Repeat only the lines running from the beginning of the material through the line that contains "flex h-[38px] shrink-0".

[Begin]

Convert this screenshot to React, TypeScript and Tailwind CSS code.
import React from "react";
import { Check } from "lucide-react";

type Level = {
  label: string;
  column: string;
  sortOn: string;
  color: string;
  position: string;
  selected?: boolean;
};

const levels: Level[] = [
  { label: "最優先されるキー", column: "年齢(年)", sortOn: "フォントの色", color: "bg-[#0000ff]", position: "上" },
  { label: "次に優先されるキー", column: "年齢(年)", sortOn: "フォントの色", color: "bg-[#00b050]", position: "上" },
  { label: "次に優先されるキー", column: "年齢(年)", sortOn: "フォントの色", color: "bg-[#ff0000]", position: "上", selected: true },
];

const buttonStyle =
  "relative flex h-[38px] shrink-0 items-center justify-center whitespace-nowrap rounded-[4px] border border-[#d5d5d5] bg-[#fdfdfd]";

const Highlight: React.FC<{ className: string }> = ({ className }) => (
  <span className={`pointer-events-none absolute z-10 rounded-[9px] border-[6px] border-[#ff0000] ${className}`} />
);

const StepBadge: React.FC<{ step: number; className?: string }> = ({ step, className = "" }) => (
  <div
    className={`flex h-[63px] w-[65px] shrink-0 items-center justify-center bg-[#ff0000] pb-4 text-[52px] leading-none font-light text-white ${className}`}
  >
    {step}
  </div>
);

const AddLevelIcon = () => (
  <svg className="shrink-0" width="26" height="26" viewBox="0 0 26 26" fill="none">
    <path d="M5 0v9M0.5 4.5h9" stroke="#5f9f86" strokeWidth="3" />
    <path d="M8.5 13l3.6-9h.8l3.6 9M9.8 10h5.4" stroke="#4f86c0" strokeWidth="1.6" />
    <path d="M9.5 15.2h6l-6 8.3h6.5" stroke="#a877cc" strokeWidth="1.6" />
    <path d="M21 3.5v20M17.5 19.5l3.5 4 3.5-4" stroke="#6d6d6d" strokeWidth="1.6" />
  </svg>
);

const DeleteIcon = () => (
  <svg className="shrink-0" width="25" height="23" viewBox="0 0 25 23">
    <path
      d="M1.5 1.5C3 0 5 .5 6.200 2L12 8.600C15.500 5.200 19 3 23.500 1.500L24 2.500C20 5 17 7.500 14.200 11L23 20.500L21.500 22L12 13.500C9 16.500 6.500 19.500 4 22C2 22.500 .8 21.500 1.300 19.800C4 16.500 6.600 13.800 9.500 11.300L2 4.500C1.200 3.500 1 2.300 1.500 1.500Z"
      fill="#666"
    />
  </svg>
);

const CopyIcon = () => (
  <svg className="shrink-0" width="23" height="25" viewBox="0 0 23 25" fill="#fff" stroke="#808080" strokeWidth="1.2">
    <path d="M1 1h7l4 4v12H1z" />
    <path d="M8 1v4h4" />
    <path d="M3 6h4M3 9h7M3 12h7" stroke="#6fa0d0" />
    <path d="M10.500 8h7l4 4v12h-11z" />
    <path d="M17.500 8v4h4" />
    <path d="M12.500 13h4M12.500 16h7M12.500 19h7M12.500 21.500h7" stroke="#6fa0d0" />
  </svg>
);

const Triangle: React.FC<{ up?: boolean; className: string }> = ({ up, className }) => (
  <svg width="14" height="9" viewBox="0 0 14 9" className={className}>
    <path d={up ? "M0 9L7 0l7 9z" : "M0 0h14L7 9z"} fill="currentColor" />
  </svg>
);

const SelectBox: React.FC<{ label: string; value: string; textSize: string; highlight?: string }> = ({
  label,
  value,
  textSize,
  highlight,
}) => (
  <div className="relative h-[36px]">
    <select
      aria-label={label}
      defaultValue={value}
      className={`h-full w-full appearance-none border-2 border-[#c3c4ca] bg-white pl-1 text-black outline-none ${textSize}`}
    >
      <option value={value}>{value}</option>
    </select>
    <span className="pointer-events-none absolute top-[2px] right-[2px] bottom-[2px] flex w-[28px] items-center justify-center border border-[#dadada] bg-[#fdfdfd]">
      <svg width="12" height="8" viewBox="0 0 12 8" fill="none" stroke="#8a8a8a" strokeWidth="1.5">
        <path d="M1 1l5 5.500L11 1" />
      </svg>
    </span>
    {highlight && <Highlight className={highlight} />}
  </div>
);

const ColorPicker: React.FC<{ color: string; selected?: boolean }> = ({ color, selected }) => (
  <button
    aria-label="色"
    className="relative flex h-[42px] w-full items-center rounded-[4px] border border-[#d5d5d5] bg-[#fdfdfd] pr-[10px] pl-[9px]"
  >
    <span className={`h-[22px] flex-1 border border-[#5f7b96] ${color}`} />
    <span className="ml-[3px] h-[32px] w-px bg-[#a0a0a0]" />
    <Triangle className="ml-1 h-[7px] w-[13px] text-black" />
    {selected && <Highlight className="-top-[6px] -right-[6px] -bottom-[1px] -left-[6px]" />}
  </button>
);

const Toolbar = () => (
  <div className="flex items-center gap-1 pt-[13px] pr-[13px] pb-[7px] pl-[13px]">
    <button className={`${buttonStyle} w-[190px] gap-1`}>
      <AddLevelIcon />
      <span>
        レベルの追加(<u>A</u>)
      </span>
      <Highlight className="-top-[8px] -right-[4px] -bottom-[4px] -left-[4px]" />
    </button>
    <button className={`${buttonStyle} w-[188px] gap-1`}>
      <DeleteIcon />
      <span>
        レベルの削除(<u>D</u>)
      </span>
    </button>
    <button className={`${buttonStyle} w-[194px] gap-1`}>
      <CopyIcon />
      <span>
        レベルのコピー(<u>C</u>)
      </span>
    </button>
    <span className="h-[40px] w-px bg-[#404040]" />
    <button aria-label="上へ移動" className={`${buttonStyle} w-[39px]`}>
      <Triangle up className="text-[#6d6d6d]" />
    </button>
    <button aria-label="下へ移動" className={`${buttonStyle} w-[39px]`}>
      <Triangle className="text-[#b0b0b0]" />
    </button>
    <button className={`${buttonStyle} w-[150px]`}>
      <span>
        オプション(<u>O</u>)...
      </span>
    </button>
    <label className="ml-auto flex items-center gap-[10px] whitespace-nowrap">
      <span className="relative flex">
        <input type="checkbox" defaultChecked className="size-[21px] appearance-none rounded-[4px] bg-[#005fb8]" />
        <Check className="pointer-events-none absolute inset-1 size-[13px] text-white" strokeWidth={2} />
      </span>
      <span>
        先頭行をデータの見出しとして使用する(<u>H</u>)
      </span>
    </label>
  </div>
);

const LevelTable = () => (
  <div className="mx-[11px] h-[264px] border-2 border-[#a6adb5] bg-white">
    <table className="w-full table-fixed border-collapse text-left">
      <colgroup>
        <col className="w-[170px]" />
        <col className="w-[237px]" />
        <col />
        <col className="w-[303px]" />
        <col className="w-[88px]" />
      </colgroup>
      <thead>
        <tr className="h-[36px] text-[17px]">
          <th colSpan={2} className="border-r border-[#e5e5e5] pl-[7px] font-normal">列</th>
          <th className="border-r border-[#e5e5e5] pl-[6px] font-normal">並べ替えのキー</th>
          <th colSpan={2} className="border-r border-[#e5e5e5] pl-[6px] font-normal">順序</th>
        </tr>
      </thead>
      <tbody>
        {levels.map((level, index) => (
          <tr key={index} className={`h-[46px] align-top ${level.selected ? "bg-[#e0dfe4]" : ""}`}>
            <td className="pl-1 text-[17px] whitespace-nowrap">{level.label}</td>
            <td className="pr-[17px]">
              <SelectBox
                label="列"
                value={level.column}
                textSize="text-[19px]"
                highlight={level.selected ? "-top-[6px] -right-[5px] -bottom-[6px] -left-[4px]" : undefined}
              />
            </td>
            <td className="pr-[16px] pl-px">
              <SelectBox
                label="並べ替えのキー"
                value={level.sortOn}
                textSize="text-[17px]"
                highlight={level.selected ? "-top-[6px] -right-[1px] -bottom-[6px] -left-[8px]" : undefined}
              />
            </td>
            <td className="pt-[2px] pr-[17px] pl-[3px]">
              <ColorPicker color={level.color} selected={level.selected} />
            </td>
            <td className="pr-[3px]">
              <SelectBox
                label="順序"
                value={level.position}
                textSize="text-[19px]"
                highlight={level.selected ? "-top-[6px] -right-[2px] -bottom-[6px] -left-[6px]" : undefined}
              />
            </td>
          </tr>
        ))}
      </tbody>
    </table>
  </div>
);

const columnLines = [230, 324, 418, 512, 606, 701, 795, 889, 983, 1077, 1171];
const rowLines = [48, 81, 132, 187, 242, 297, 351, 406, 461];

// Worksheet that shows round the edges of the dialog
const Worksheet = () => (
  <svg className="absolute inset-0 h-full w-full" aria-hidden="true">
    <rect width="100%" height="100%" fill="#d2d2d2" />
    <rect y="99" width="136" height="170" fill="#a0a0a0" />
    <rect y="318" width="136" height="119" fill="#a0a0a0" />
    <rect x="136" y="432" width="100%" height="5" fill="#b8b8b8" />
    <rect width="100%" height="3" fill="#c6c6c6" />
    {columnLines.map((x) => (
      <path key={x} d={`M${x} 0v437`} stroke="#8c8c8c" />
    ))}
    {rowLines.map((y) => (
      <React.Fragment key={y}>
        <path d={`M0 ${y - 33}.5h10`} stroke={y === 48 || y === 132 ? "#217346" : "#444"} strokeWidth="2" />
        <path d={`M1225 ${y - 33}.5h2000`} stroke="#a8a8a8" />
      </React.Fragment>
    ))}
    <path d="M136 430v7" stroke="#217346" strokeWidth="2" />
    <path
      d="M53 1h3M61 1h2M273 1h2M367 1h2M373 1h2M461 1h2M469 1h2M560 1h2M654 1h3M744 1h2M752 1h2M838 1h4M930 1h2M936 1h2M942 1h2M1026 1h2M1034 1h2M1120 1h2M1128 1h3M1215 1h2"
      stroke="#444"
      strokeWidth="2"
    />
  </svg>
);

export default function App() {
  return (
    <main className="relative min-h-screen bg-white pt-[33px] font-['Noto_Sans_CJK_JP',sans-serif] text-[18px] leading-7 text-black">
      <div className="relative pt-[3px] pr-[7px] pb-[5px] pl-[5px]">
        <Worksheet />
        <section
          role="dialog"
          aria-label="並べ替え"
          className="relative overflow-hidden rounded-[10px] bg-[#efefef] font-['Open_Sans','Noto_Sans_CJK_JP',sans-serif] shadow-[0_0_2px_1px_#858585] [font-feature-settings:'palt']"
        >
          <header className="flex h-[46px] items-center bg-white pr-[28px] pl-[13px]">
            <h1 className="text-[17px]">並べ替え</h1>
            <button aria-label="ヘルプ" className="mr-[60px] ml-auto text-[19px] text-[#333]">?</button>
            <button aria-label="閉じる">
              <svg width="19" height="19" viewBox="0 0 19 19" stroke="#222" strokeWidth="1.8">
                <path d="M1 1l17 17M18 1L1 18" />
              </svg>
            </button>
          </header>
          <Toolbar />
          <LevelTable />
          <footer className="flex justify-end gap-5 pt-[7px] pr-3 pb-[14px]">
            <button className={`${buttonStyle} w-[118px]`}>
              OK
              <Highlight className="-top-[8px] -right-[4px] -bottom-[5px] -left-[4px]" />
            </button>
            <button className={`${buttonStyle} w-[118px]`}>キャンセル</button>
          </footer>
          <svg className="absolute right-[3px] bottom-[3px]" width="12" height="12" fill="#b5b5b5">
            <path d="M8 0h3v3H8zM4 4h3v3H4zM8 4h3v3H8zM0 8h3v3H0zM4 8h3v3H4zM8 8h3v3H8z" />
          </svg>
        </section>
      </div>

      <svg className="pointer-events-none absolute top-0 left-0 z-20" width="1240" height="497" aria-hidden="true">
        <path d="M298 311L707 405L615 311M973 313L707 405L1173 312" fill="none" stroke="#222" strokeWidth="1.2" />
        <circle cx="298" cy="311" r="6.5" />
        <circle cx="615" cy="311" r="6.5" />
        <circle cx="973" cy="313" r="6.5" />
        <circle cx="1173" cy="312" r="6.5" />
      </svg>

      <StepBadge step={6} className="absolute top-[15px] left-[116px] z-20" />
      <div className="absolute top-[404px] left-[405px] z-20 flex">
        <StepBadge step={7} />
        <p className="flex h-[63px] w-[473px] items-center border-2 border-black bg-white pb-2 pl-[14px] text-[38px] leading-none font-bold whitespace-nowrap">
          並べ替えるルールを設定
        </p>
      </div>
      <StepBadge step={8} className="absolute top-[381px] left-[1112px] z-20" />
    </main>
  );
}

[End]

__Final result__.
Convert this screenshot to React, TypeScript and Tailwind CSS code.
import React from "react";
import { Check } from "lucide-react";

type Level = {
  label: string;
  column: string;
  sortOn: string;
  color: string;
  position: string;
  selected?: boolean;
};

const levels: Level[] = [
  { label: "最優先されるキー", column: "年齢(年)", sortOn: "フォントの色", color: "bg-[#0000ff]", position: "上" },
  { label: "次に優先されるキー", column: "年齢(年)", sortOn: "フォントの色", color: "bg-[#00b050]", position: "上" },
  { label: "次に優先されるキー", column: "年齢(年)", sortOn: "フォントの色", color: "bg-[#ff0000]", position: "上", selected: true },
];

const buttonStyle =
  "relative flex h-[38px] shrink-0 items-center justify-center whitespace-nowrap rounded-[4px] border border-[#d5d5d5] bg-[#fdfdfd]";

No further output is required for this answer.